Fenn Nelson, co-owner of Higherground Brewing in Hamilton, said that because they don’t bottle or can their beers, they currently sell 90 percent of their annual production on premise.

“The bill made us a little nervous,” he said. “More likely than not we would have had to hit it pretty hard to distribute that much more beer. It would have probably shut us down. Even for us at this point, 90 percent of our beer is sold in house, because of the size of our system. The demand we have here is for beer in our tap room. The little we send out is for marketing purposes. We send a few kegs to bars, like the Old Post and the Rhino in Missoula. For a lot of us it wouldn’t feasible to cut down to 10 percent. If everyone did try to sell their beer in the distribution world there would be too much product and not enough space. Everyone would have to put a lot more effort into getting tap handles in bars.”

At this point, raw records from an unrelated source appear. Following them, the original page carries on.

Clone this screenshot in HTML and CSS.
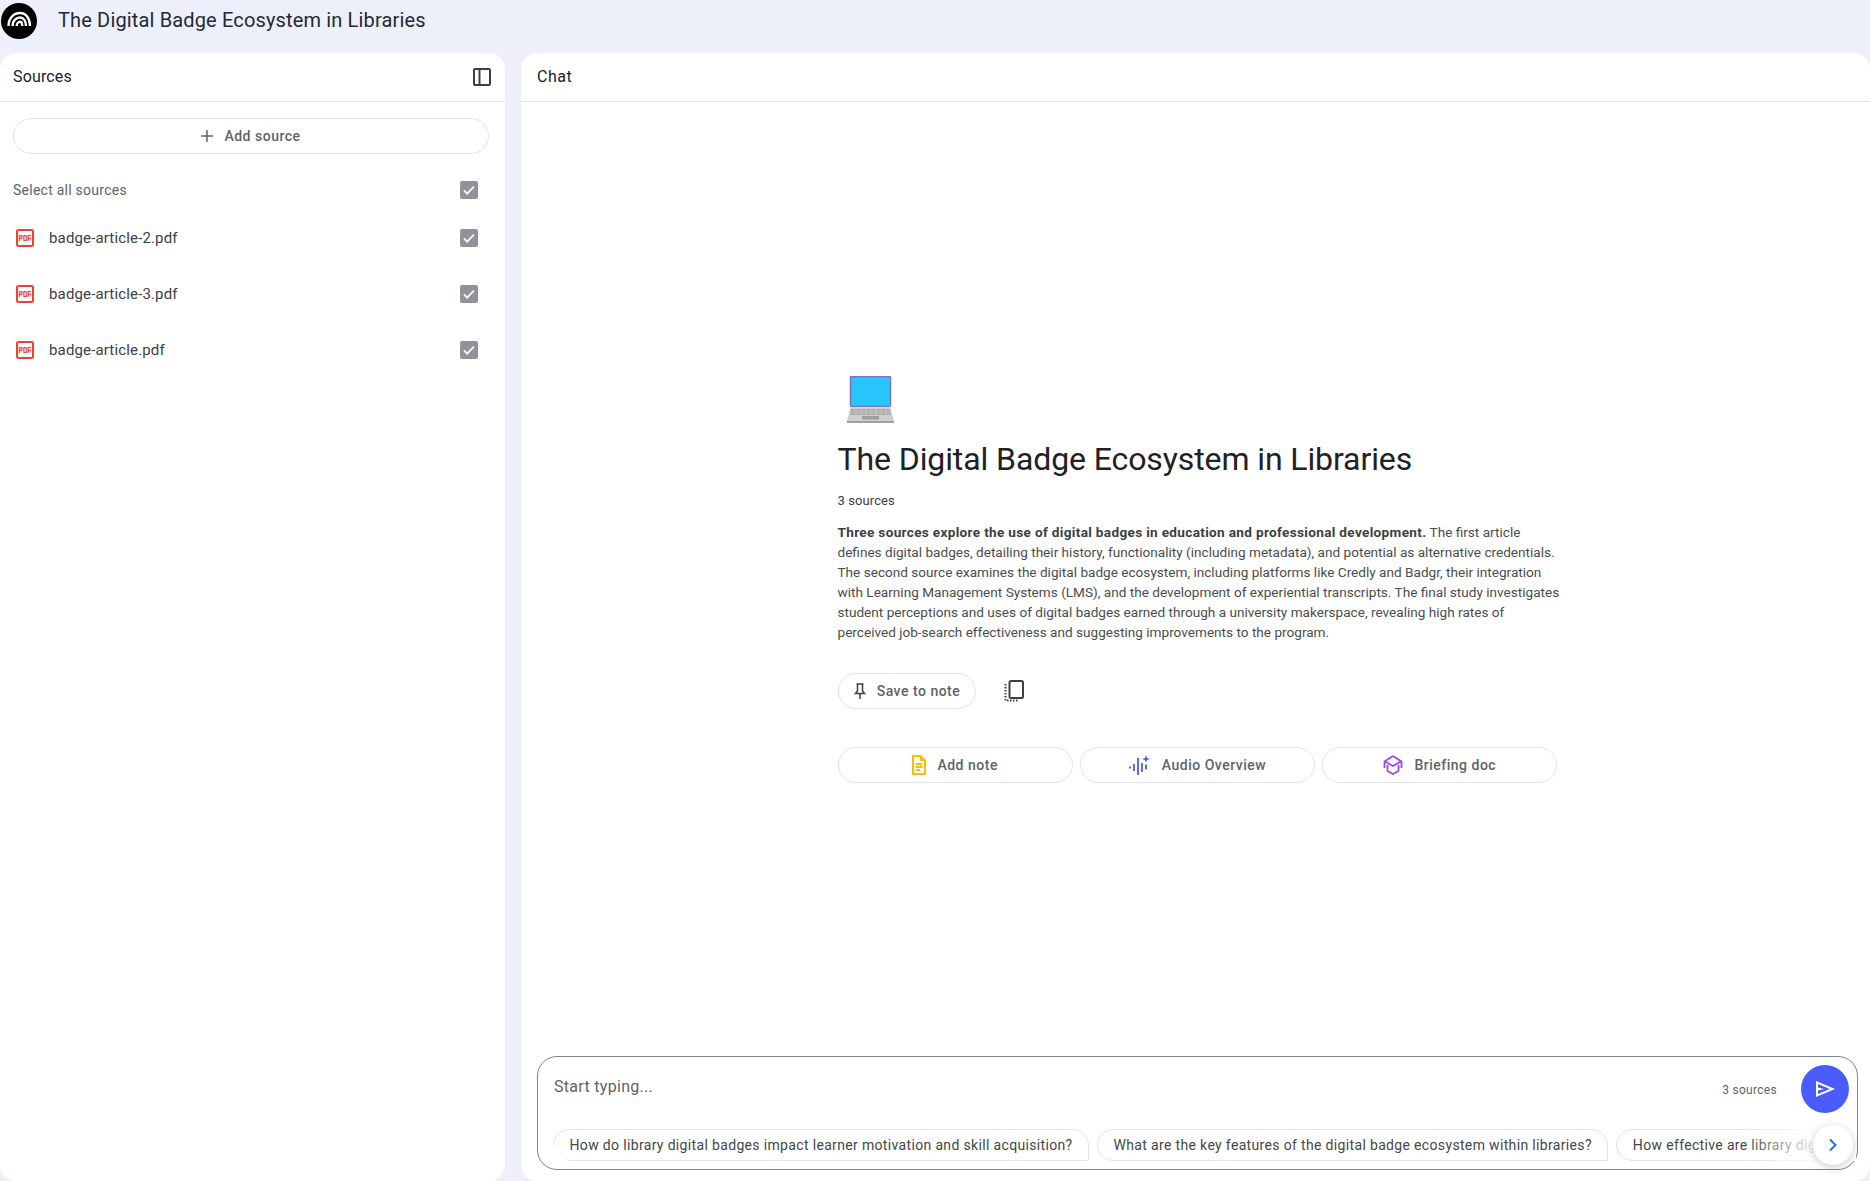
FILE: index.html
```html
<!DOCTYPE html>
<html lang="en">
<head>
<meta charset="utf-8">
<title>The Digital Badge Ecosystem in Libraries</title>
<link rel="stylesheet" href="styles.css">
</head>
<body>
<div class="app">
  <header class="topbar">
    <span class="logo">
      <svg viewBox="0 0 36 36" width="36" height="36"><circle cx="18" cy="18" r="18" fill="#000"/><g fill="none" stroke="#fff" stroke-width="2.400"><path d="M7.500 23C7.500 15.500 12.500 10 19 10C25 10 29 15.500 29 23"/><path d="M11.500 23C11.500 18 15 14.500 19 14.500C22.500 14.500 25 18 25 23"/><path d="M15.700 23C15.700 20.500 17.500 18.800 19 18.800C20.500 18.800 21.200 20.500 21.200 23"/></g></svg>
    </span>
    <h1 class="topbar-title">The Digital Badge Ecosystem in Libraries</h1>
  </header>
  <main class="panels">
    <section class="panel sources">
      <div class="panel-head">
        <span>Sources</span>
        <svg class="collapse-icon" viewBox="0 0 18 18" width="18" height="18"><rect x="1" y="1" width="16" height="16" rx="1" fill="none" stroke="#3c4043" stroke-width="2"/><path d="M6.500 1v16" stroke="#3c4043" stroke-width="2"/></svg>
      </div>
      <div class="sources-body">
        <button class="add-source">
          <svg viewBox="0 0 12 12" width="12" height="12"><path d="M6 0v12M0 6h12" stroke="#5f6368" stroke-width="1.500"/></svg>
          <span>Add source</span>
        </button>
        <div class="select-row">
          <span class="select-label">Select all sources</span>
          <span class="check"><svg viewBox="0 0 18 18" width="18" height="18"><path d="M4 9.500l3.200 3.200L14 5.500" fill="none" stroke="#fff" stroke-width="1.800"/></svg></span>
        </div>
        <ul class="source-list">
          <li class="source">
            <svg class="pdf" viewBox="0 0 18 18" width="18" height="18"><rect x="1" y="1" width="16" height="16" rx="1.500" fill="#fff" stroke="#ea4335" stroke-width="2"/><text transform="translate(2.600 12.200) scale(.72 1)" class="pdf-text">PDF</text></svg>
            <span class="source-name">badge-article-2.pdf</span>
            <span class="check"><svg viewBox="0 0 18 18" width="18" height="18"><path d="M4 9.500l3.200 3.200L14 5.500" fill="none" stroke="#fff" stroke-width="1.800"/></svg></span>
          </li>
          <li class="source">
            <svg class="pdf" viewBox="0 0 18 18" width="18" height="18"><rect x="1" y="1" width="16" height="16" rx="1.500" fill="#fff" stroke="#ea4335" stroke-width="2"/><text transform="translate(2.600 12.200) scale(.72 1)" class="pdf-text">PDF</text></svg>
            <span class="source-name">badge-article-3.pdf</span>
            <span class="check"><svg viewBox="0 0 18 18" width="18" height="18"><path d="M4 9.500l3.200 3.200L14 5.500" fill="none" stroke="#fff" stroke-width="1.800"/></svg></span>
          </li>
          <li class="source">
            <svg class="pdf" viewBox="0 0 18 18" width="18" height="18"><rect x="1" y="1" width="16" height="16" rx="1.500" fill="#fff" stroke="#ea4335" stroke-width="2"/><text transform="translate(2.600 12.200) scale(.72 1)" class="pdf-text">PDF</text></svg>
            <span class="source-name">badge-article.pdf</span>
            <span class="check"><svg viewBox="0 0 18 18" width="18" height="18"><path d="M4 9.500l3.200 3.200L14 5.500" fill="none" stroke="#fff" stroke-width="1.800"/></svg></span>
          </li>
        </ul>
      </div>
    </section>
    <section class="panel chat">
      <div class="panel-head chat-head"><span>Chat</span></div>
      <div class="chat-body">
        <article class="overview">
          <svg class="laptop" viewBox="0 0 48 48" width="48" height="48">
            <rect x="3.500" y="0.500" width="40" height="30" rx="1" fill="#29c5ff" stroke="#7e72c4" stroke-width="1.500"/>
            <path d="M3.500 31.500h40L47 45H0z" fill="#cfcfcf"/>
            <path d="M4 33h39l.8 6H3z" fill="#a9a9a9"/>
            <path d="M4 35h39M3.500 37h40M9 33v6M14 33v6M19 33v6M24 33v6M29 33v6M34 33v6M39 33v6" stroke="#d4d4d4" stroke-width=".6"/>
            <rect x="15" y="40" width="17" height="3.500" fill="#9e9e9e"/>
            <rect y="45" width="47" height="2" fill="#a0a0a0"/>
          </svg>
          <h2 class="overview-title">The Digital Badge Ecosystem in Libraries</h2>
          <p class="overview-count">3 sources</p>
          <p class="overview-text"><strong>Three sources explore the use of digital badges in education and professional development.</strong> The first article defines digital badges, detailing their history, functionality (including metadata), and potential as alternative credentials. The second source examines the digital badge ecosystem, including platforms like Credly and Badgr, their integration with Learning Management Systems (LMS), and the development of experiential transcripts. The final study investigates student perceptions and uses of digital badges earned through a university makerspace, revealing high rates of perceived job-search effectiveness and suggesting improvements to the program.</p>
          <div class="note-row">
            <button class="pill save">
              <svg viewBox="0 0 14 18" width="14" height="18"><path d="M3.500 2h7M4.500 2v7L2.500 11.500h9L9.500 9V2M7 11.500V17" fill="none" stroke="#3c4043" stroke-width="1.500"/></svg>
              <span>Save to note</span>
            </button>
            <svg class="copy" viewBox="0 0 20 22" width="20" height="22"><rect x="5.500" y="1" width="13.500" height="17" rx="1.500" fill="none" stroke="#3c4043" stroke-width="2"/><path d="M1.500 4v16.500H14" fill="none" stroke="#3c4043" stroke-width="2" stroke-dasharray="1.500 1.500"/></svg>
          </div>
          <div class="actions">
            <button class="pill action">
              <svg viewBox="0 0 14 20" width="14" height="20"><path d="M1 1h7.500L13 5.500V19H1z" fill="none" stroke="#fbbc04" stroke-width="2"/><path d="M8 1v5h5z" fill="#fbbc04"/><path d="M3.500 9h7M3.500 12h7M3.500 15h4.500" stroke="#fbbc04" stroke-width="1.800"/></svg>
              <span>Add note</span>
            </button>
            <button class="pill action">
              <svg viewBox="0 0 22 20" width="22" height="20"><path d="M1 11.500v2M5 9v7M9 3v17M13 8v9M17 9.500v5" stroke="#4a5cfb" stroke-width="1.800" fill="none"/><path d="M17 0l1 3 3 1-3 1-1 3-1-3-3-1 3-1z" fill="#4a5cfb"/></svg>
              <span>Audio Overview</span>
            </button>
            <button class="pill action">
              <svg viewBox="0 0 20 20" width="20" height="20"><path d="M10 1l8.500 5.500v6.500M10 1L1.500 6.500v6.500" fill="none" stroke="#a142f4" stroke-width="1.800"/><path d="M2 6.500l8 4.500 8-4.500" fill="none" stroke="#a142f4" stroke-width="1.800"/><path d="M4.500 10v6L10 19l5.500-3v-6" fill="none" stroke="#a142f4" stroke-width="1.800"/></svg>
              <span>Briefing doc</span>
            </button>
          </div>
        </article>
      </div>
      <div class="composer">
        <div class="composer-top">
          <span class="placeholder">Start typing...</span>
          <span class="composer-count">3 sources</span>
          <button class="send"><svg viewBox="0 0 24 24" width="24" height="24"><path d="M3 20V4l19 8zm2-3 11.850-5L5 7v3.500l6 1.500-6 1.500z" fill="#fff"/></svg></button>
        </div>
        <div class="chips">
          <span class="chip">How do library digital badges impact learner motivation and skill acquisition?</span>
          <span class="chip">What are the key features of the digital badge ecosystem within libraries?</span>
          <span class="chip chip-last">How effective are library digital</span>
        </div>
        <span class="chips-fade"></span>
        <button class="next"><svg viewBox="0 0 10 14" width="10" height="14"><path d="M2 1.500L7.500 7 2 12.500" fill="none" stroke="#1a73e8" stroke-width="2"/></svg></button>
      </div>
    </section>
  </main>
</div>
</body>
</html>
```
FILE: styles.css
```css
* { box-sizing: border-box; }
html, body { margin: 0; height: 100%; }
body { background: #edeffa; font-family: Roboto, "Liberation Sans", sans-serif; color: #1f1f1f; overflow: hidden; }
button { font: inherit; cursor: pointer; }
.app { height: 1181px; display: flex; flex-direction: column; }
.topbar { height: 53px; flex: none; display: flex; align-items: center; padding: 0 0 13px 1px; gap: 21px; }
.logo { width: 36px; height: 36px; display: block; margin-top: 2px; }
.logo svg { display: block; }
.topbar-title { margin: 0; font-size: 20px; font-weight: 400; color: #1f2937; line-height: 24px; letter-spacing: .15px; }
.panels { flex: 1; display: flex; gap: 16px; min-height: 0; }
.panel { background: #fff; border-radius: 16px; display: flex; flex-direction: column; min-height: 0; }
.sources { width: 505px; flex: none; }
.chat { flex: 1; min-width: 0; }
.panel-head { height: 49px; flex: none; display: flex; align-items: center; justify-content: space-between; padding: 0 14px 0 13px; border-bottom: 1px solid #e0e3ea; font-size: 16px; line-height: 24px; color: #202124; letter-spacing: .15px; }
.chat-head { padding-left: 16px; letter-spacing: .5px; }
.sources-body { padding: 16px 16px 0 13px; }
.add-source { width: 476px; height: 36px; display: flex; align-items: center; justify-content: center; gap: 11px; background: #fff; border: 1px solid #e0e3ee; border-radius: 18px; font-size: 14px; font-weight: 500; color: #5f6368; padding: 0; letter-spacing: .5px; }
.select-row { display: flex; align-items: center; justify-content: space-between; padding-right: 11px; margin-top: 26px; height: 20px; }
.select-label { font-size: 14px; color: #5f6368; letter-spacing: .25px; }
.check { width: 18px; height: 18px; background: #909399; border-radius: 2px; display: block; flex: none; }
.check svg { display: block; }
.source-list { list-style: none; margin: 28px 0 0; padding: 0 11px 0 3px; display: flex; flex-direction: column; gap: 36px; }
.source { height: 20px; display: flex; align-items: center; }
.pdf { flex: none; }
.pdf-text { font-family: "Liberation Sans", sans-serif; font-size: 9px; font-weight: 700; fill: #ea4335; stroke: #ea4335; stroke-width: .25px; }
.source-name { flex: 1; margin-left: 15px; font-size: 15px; color: #3c4043; letter-spacing: .15px; }
.chat-body { flex: 1; min-height: 0; display: flex; align-items: center; justify-content: center; padding-left: 4px; }
.overview { width: 720px; }
.laptop { display: block; margin-left: 9px; }
.overview-title { margin: 15px 0 0; font-size: 32px; font-weight: 400; line-height: 40px; color: #202124; letter-spacing: -.1px; }
.overview-count { margin: 12px 0 0; font-size: 13px; line-height: 20px; color: #3c4043; letter-spacing: .1px; }
.overview-text { margin: 11px -4px 0 0; font-size: 13.600px; line-height: 20px; color: #4a4d4c; }
.overview-text strong { letter-spacing: .32px; color: #3c4043; }
.note-row { display: flex; align-items: center; gap: 28px; margin-top: 31px; }
.pill { display: flex; align-items: center; justify-content: center; height: 36px; background: #fff; border: 1px solid #e0e3ee; border-radius: 18px; font-size: 14px; font-weight: 500; color: #5f6368; padding: 0; letter-spacing: .5px; }
.save { width: 138px; gap: 10px; }
.copy { display: block; }
.actions { display: flex; gap: 7px; margin-top: 38px; }
.action { flex: 1; gap: 11px; }
.composer { position: relative; flex: none; margin: 0 12px 11px 16px; height: 114px; border: 1px solid #80868b; border-radius: 20px; padding: 8px 8px 0 7px; }
.composer-top { display: flex; align-items: center; height: 48px; }
.placeholder { flex: 1; margin-left: 9px; margin-top: -6px; font-size: 16px; color: #5f6368; letter-spacing: .3px; }
.composer-count { font-size: 12px; color: #5f6368; margin-right: 24px; margin-top: 2px; letter-spacing: .3px; }
.send { width: 48px; height: 48px; border: 0; border-radius: 50%; background: #4a5cfb; display: flex; align-items: center; justify-content: center; padding: 0; }
.chips { display: flex; gap: 8px; margin: 16px 0 0 8px; overflow: hidden; border-radius: 0 0 20px 20px; }
.chip { flex: none; height: 32px; line-height: 30px; padding: 0 15.500px; border: 1px solid #e0e3ee; border-radius: 16px 16px 2px 16px; font-size: 14px; color: #444746; white-space: nowrap; letter-spacing: .34px; }
.chip-last { width: 240px; }
.chips-fade { position: absolute; right: 1px; bottom: 8px; width: 112px; height: 32px; background: linear-gradient(to right, rgba(255,255,255,0), #fff 70%); }
.next { position: absolute; right: 4px; bottom: 4px; width: 40px; height: 40px; border: 0; border-radius: 50%; background: #fff; box-shadow: 0 2px 8px rgba(60,64,67,.28); display: flex; align-items: center; justify-content: center; padding: 0; }
```
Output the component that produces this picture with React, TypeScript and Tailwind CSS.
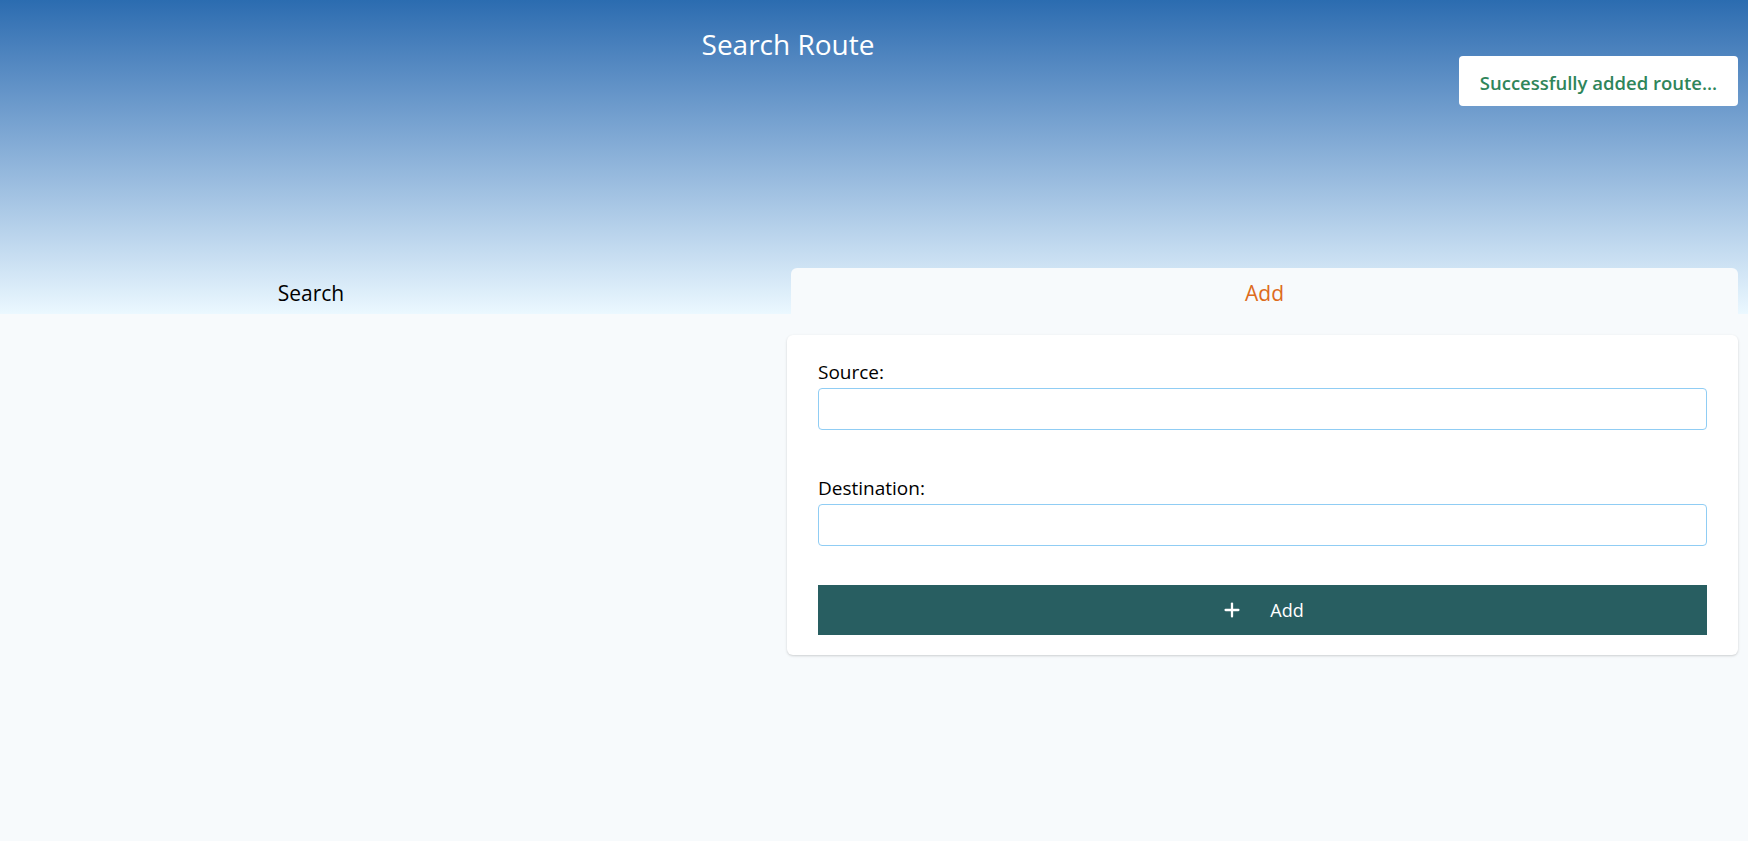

Nelson said that if his brewery, which opened last year, was forced to close, 16 people would lose their jobs and the local economy would suffer.

“Not including (co-owner) Jasper and I, that’s 14 jobs that weren’t here last year,” Nelson said. “An awesome part of this valley is people support the breweries. Montana is second in the nation as far as breweries per capita. There’s a ton of people that enjoy the atmosphere of a brewery.”